Problem requirements
Quote all of the data exactly as given. Skip every picture it contains.

Material provided

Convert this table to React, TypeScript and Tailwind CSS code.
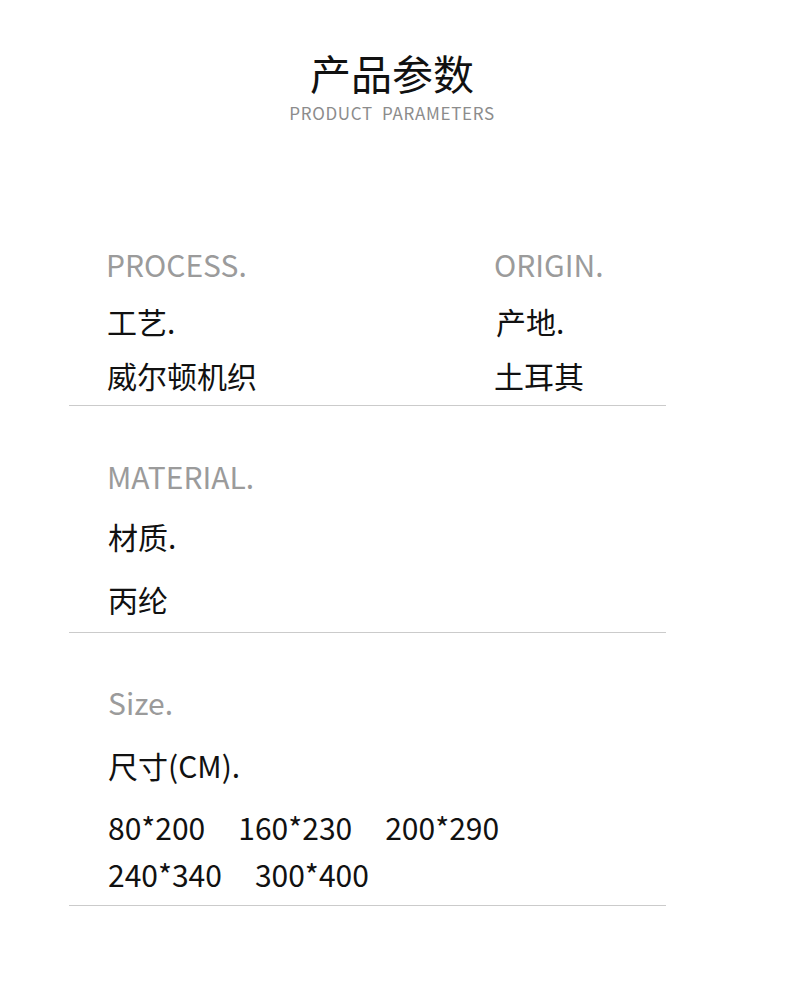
const labelClassNames = "text-[30px] leading-[30px] text-[#9b9b9b]"
const valueClassNames = "text-[30px] leading-[30px] text-[#111]"

const sizesRows = [
  ["80*200", "160*230", "200*290"],
  ["240*340", "300*400"],
]

const App = () => {
  return (
    <div
      className="w-[790px] h-[1000px] bg-white"
      style={{ fontFamily: '"Noto Sans CJK SC", "Noto Sans", sans-serif' }}>
      <div className="pt-[52px] pr-[6px] flex flex-col items-center">
        <h1 className="text-[41px] leading-[41px] text-[#111] font-normal">产品参数</h1>
        <p className="mt-[11px] text-[17px] leading-[17px] tracking-[0.7px] text-[#8c8c8c] whitespace-pre">
          PRODUCT  PARAMETERS
        </p>
      </div>

      <div className="ml-[69px] w-[597px] mt-[128px]">
        <div className="pl-[37px] pb-[15px] border-b border-[#cbcbcb] grid grid-cols-[388px_1fr]">
          <div>
            <p className={labelClassNames}>PROCESS.</p>
            <p className={valueClassNames + " mt-[27px] pl-[1px]"}>工艺.</p>
            <p className={valueClassNames + " mt-[24px] pl-[1px]"}>威尔顿机织</p>
          </div>
          <div>
            <p className={labelClassNames}>ORIGIN.</p>
            <p className={valueClassNames + " mt-[27px] pl-[2px]"}>产地.</p>
            <p className={valueClassNames + " mt-[24px]"}>土耳其</p>
          </div>
        </div>

        <div className="pl-[38px] pt-[55px] pb-[18px] border-b border-[#cbcbcb]">
          <p className={labelClassNames}>MATERIAL.</p>
          <p className={valueClassNames + " mt-[30px] pl-[1px]"}>材质.</p>
          <p className={valueClassNames + " mt-[33px] pl-[1px]"}>丙纶</p>
        </div>

        <div className="pl-[39px] pt-[54px] pb-[16px] border-b border-[#cbcbcb]">
          <p className={labelClassNames}>Size.</p>
          <p className={valueClassNames + " mt-[33px]"}>尺寸(CM).</p>
          <div className="mt-[32px] flex flex-col gap-[17px]">
            {sizesRows.map((row, index) => (
              <div key={index} className="flex gap-[33px]">
                {row.map((size) => (
                  <span key={size} className={valueClassNames}>
                    {size}
                  </span>
                ))}
              </div>
            ))}
          </div>
        </div>
      </div>
    </div>
  )
}

export default App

Response
Convert this table to React, TypeScript and Tailwind CSS code.
const labelClassNames = "text-[30px] leading-[30px] text-[#9b9b9b]"
const valueClassNames = "text-[30px] leading-[30px] text-[#111]"

const sizesRows = [
  ["80*200", "160*230", "200*290"],
  ["240*340", "300*400"],
]

const App = () => {
  return (
    <div
      className="w-[790px] h-[1000px] bg-white"
      style={{ fontFamily: '"Noto Sans CJK SC", "Noto Sans", sans-serif' }}>
      <div className="pt-[52px] pr-[6px] flex flex-col items-center">
        <h1 className="text-[41px] leading-[41px] text-[#111] font-normal">产品参数</h1>
        <p className="mt-[11px] text-[17px] leading-[17px] tracking-[0.7px] text-[#8c8c8c] whitespace-pre">
          PRODUCT  PARAMETERS
        </p>
      </div>

      <div className="ml-[69px] w-[597px] mt-[128px]">
        <div className="pl-[37px] pb-[15px] border-b border-[#cbcbcb] grid grid-cols-[388px_1fr]">
          <div>
            <p className={labelClassNames}>PROCESS.</p>
            <p className={valueClassNames + " mt-[27px] pl-[1px]"}>工艺.</p>
            <p className={valueClassNames + " mt-[24px] pl-[1px]"}>威尔顿机织</p>
          </div>
          <div>
            <p className={labelClassNames}>ORIGIN.</p>
            <p className={valueClassNames + " mt-[27px] pl-[2px]"}>产地.</p>
            <p className={valueClassNames + " mt-[24px]"}>土耳其</p>
          </div>
        </div>

        <div className="pl-[38px] pt-[55px] pb-[18px] border-b border-[#cbcbcb]">
          <p className={labelClassNames}>MATERIAL.</p>
          <p className={valueClassNames + " mt-[30px] pl-[1px]"}>材质.</p>
          <p className={valueClassNames + " mt-[33px] pl-[1px]"}>丙纶</p>
        </div>

        <div className="pl-[39px] pt-[54px] pb-[16px] border-b border-[#cbcbcb]">
          <p className={labelClassNames}>Size.</p>
          <p className={valueClassNames + " mt-[33px]"}>尺寸(CM).</p>
          <div className="mt-[32px] flex flex-col gap-[17px]">
            {sizesRows.map((row, index) => (
              <div key={index} className="flex gap-[33px]">
                {row.map((size) => (
                  <span key={size} className={valueClassNames}>
                    {size}
                  </span>
                ))}
              </div>
            ))}
          </div>
        </div>
      </div>
    </div>
  )
}

export default App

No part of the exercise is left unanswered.